__Instructions for the task__. Every record below should be printed exactly as given.

***** Records for processing

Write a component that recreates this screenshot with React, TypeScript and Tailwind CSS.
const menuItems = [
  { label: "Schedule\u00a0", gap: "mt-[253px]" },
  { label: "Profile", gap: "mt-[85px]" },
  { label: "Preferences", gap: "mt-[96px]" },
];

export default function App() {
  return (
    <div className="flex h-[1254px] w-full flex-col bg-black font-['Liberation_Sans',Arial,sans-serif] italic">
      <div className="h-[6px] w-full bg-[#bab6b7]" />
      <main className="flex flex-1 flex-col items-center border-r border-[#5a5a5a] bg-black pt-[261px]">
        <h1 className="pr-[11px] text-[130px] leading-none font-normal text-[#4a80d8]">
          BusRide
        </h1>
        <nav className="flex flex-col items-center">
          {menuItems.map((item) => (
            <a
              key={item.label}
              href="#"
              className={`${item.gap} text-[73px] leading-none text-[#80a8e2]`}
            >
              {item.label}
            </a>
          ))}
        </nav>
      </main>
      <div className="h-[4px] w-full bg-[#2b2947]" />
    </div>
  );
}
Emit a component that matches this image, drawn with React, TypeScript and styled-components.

**********

__The reply__.
Write a component that recreates this screenshot with React, TypeScript and Tailwind CSS.
const menuItems = [
  { label: "Schedule\u00a0", gap: "mt-[253px]" },
  { label: "Profile", gap: "mt-[85px]" },
  { label: "Preferences", gap: "mt-[96px]" },
];

export default function App() {
  return (
    <div className="flex h-[1254px] w-full flex-col bg-black font-['Liberation_Sans',Arial,sans-serif] italic">
      <div className="h-[6px] w-full bg-[#bab6b7]" />
      <main className="flex flex-1 flex-col items-center border-r border-[#5a5a5a] bg-black pt-[261px]">
        <h1 className="pr-[11px] text-[130px] leading-none font-normal text-[#4a80d8]">
          BusRide
        </h1>
        <nav className="flex flex-col items-center">
          {menuItems.map((item) => (
            <a
              key={item.label}
              href="#"
              className={`${item.gap} text-[73px] leading-none text-[#80a8e2]`}
            >
              {item.label}
            </a>
          ))}
        </nav>
      </main>
      <div className="h-[4px] w-full bg-[#2b2947]" />
    </div>
  );
}
Emit a component that matches this image, drawn with React, TypeScript and styled-components.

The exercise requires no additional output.